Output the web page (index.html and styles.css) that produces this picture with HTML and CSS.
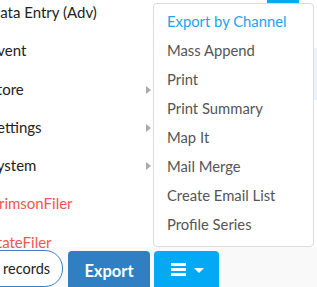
FILE: index.html
```html
<!DOCTYPE html>
<html lang="en">
<head>
  <meta charset="UTF-8" />
  <meta name="viewport" content="width=device-width, initial-scale=1.0"/>
  <title>Records</title>
  <link rel="stylesheet" href="styles.css">
</head>
<body>

  <div class="stage">
    <ul class="nav">
      <li>Data Entry (Adv)</li>
      <li>Event</li>
      <li class="sub">Store</li>
      <li class="sub">Settings</li>
      <li class="sub">System</li>
      <li class="red">CrimsonFiler</li>
      <li class="red">StateFiler</li>
    </ul>

    <div class="behind-btn"></div>
    <div class="behind-strip"></div>

    <ul class="dropdown">
      <li class="active">Export by Channel</li>
      <li>Mass Append</li>
      <li>Print</li>
      <li>Print Summary</li>
      <li>Map It</li>
      <li>Mail Merge</li>
      <li>Create Email List</li>
      <li>Profile Series</li>
    </ul>
  </div>

  <div class="toolbar">
    <button class="pill">records</button>
    <button class="export">Export</button>
    <button class="menu-btn">
      <svg width="15" height="13" viewBox="0 0 15 13">
        <rect x="0" y="0" width="15" height="3" fill="#fff"/>
        <rect x="0" y="5" width="15" height="3" fill="#fff"/>
        <rect x="0" y="10" width="15" height="3" fill="#fff"/>
      </svg>
      <span class="caret"></span>
    </button>
  </div>

</body>
</html>
```

FILE: styles.css
```css
body {
  margin: 0;
  font-family: Lato, "Noto Sans", sans-serif;
  background: #f9f9f9;
  overflow: hidden;
}
.stage {
  position: relative;
  height: 247px;
  background: #fff;
}
.nav {
  list-style: none;
  margin: 0;
  padding: 0;
  position: relative;
  top: -7px;
  margin-left: -11px;
  width: 166px;
}
.nav li {
  height: 38.3px;
  line-height: 38.3px;
  font-size: 15px;
  color: #222;
  position: relative;
}
.nav li.sub::after {
  content: "";
  position: absolute;
  right: 4px;
  top: 16px;
  border-left: 5px solid #aaa;
  border-top: 4px solid transparent;
  border-bottom: 4px solid transparent;
}
.nav li.red { color: #f2564c; }

.behind-btn {
  position: absolute;
  left: 267px;
  top: -10px;
  width: 32px;
  height: 257px;
  background: #05a9f4;
}
.behind-strip {
  position: absolute;
  left: 313px;
  top: 48px;
  width: 10px;
  height: 52px;
  background: #eaf2fb;
}
.dropdown {
  position: absolute;
  left: 153px;
  top: 3px;
  width: 159px;
  height: 239px;
  margin: 0;
  padding: 3px 0 0;
  list-style: none;
  background: #fff;
  border: 1px solid #d9dde0;
  border-radius: 4px;
  box-sizing: content-box;
}
.dropdown li {
  height: 29px;
  line-height: 29px;
  padding-left: 13px;
  font-size: 14.8px;
  color: #555;
}
.dropdown li.active { color: #1aa5f2; }

.toolbar {
  display: flex;
  gap: 4px;
  padding-top: 3px;
  height: 40px;
}
button {
  font-family: Lato, "Noto Sans", sans-serif;
  border: none;
  cursor: pointer;
}
.pill {
  margin-left: -20px;
  width: 83px;
  height: 37px;
  background: #fff;
  border: 1px solid #3a80c2;
  border-radius: 18px;
  font-size: 14.5px;
  color: #222;
  padding-left: 22px;
  text-align: left;
  margin-right: 1px;
}
.export {
  margin-top: 1px;
  width: 82px;
  height: 40px;
  background: #2f7fc2;
  color: #fff;
  font-weight: bold;
  font-size: 16.5px;
  border-radius: 4px 4px 0 0;
  padding-bottom: 2px;
}
.menu-btn {
  margin-top: 1px;
  width: 65px;
  height: 40px;
  background: #03a9f4;
  border-radius: 4px 4px 0 0;
  display: flex;
  align-items: center;
  padding: 0 0 4px 17px;
  gap: 8px;
}
.caret {
  border-top: 5px solid #fff;
  border-left: 5px solid transparent;
  border-right: 5px solid transparent;
  margin-top: 2px;
}
```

Written instruction
Using the material above, set down every line exactly, but skip the pictures.

Task answer
Output the web page (index.html and styles.css) that produces this picture with HTML and CSS.
FILE: index.html
```html
<!DOCTYPE html>
<html lang="en">
<head>
  <meta charset="UTF-8" />
  <meta name="viewport" content="width=device-width, initial-scale=1.0"/>
  <title>Records</title>
  <link rel="stylesheet" href="styles.css">
</head>
<body>

  <div class="stage">
    <ul class="nav">
      <li>Data Entry (Adv)</li>
      <li>Event</li>
      <li class="sub">Store</li>
      <li class="sub">Settings</li>
      <li class="sub">System</li>
      <li class="red">CrimsonFiler</li>
      <li class="red">StateFiler</li>
    </ul>

    <div class="behind-btn"></div>
    <div class="behind-strip"></div>

    <ul class="dropdown">
      <li class="active">Export by Channel</li>
      <li>Mass Append</li>
      <li>Print</li>
      <li>Print Summary</li>
      <li>Map It</li>
      <li>Mail Merge</li>
      <li>Create Email List</li>
      <li>Profile Series</li>
    </ul>
  </div>

  <div class="toolbar">
    <button class="pill">records</button>
    <button class="export">Export</button>
    <button class="menu-btn">
      <svg width="15" height="13" viewBox="0 0 15 13">
        <rect x="0" y="0" width="15" height="3" fill="#fff"/>
        <rect x="0" y="5" width="15" height="3" fill="#fff"/>
        <rect x="0" y="10" width="15" height="3" fill="#fff"/>
      </svg>
      <span class="caret"></span>
    </button>
  </div>

</body>
</html>
```

FILE: styles.css
```css
body {
  margin: 0;
  font-family: Lato, "Noto Sans", sans-serif;
  background: #f9f9f9;
  overflow: hidden;
}
.stage {
  position: relative;
  height: 247px;
  background: #fff;
}
.nav {
  list-style: none;
  margin: 0;
  padding: 0;
  position: relative;
  top: -7px;
  margin-left: -11px;
  width: 166px;
}
.nav li {
  height: 38.3px;
  line-height: 38.3px;
  font-size: 15px;
  color: #222;
  position: relative;
}
.nav li.sub::after {
  content: "";
  position: absolute;
  right: 4px;
  top: 16px;
  border-left: 5px solid #aaa;
  border-top: 4px solid transparent;
  border-bottom: 4px solid transparent;
}
.nav li.red { color: #f2564c; }

.behind-btn {
  position: absolute;
  left: 267px;
  top: -10px;
  width: 32px;
  height: 257px;
  background: #05a9f4;
}
.behind-strip {
  position: absolute;
  left: 313px;
  top: 48px;
  width: 10px;
  height: 52px;
  background: #eaf2fb;
}
.dropdown {
  position: absolute;
  left: 153px;
  top: 3px;
  width: 159px;
  height: 239px;
  margin: 0;
  padding: 3px 0 0;
  list-style: none;
  background: #fff;
  border: 1px solid #d9dde0;
  border-radius: 4px;
  box-sizing: content-box;
}
.dropdown li {
  height: 29px;
  line-height: 29px;
  padding-left: 13px;
  font-size: 14.8px;
  color: #555;
}
.dropdown li.active { color: #1aa5f2; }

.toolbar {
  display: flex;
  gap: 4px;
  padding-top: 3px;
  height: 40px;
}
button {
  font-family: Lato, "Noto Sans", sans-serif;
  border: none;
  cursor: pointer;
}
.pill {
  margin-left: -20px;
  width: 83px;
  height: 37px;
  background: #fff;
  border: 1px solid #3a80c2;
  border-radius: 18px;
  font-size: 14.5px;
  color: #222;
  padding-left: 22px;
  text-align: left;
  margin-right: 1px;
}
.export {
  margin-top: 1px;
  width: 82px;
  height: 40px;
  background: #2f7fc2;
  color: #fff;
  font-weight: bold;
  font-size: 16.5px;
  border-radius: 4px 4px 0 0;
  padding-bottom: 2px;
}
.menu-btn {
  margin-top: 1px;
  width: 65px;
  height: 40px;
  background: #03a9f4;
  border-radius: 4px 4px 0 0;
  display: flex;
  align-items: center;
  padding: 0 0 4px 17px;
  gap: 8px;
}
.caret {
  border-top: 5px solid #fff;
  border-left: 5px solid transparent;
  border-right: 5px solid transparent;
  margin-top: 2px;
}
```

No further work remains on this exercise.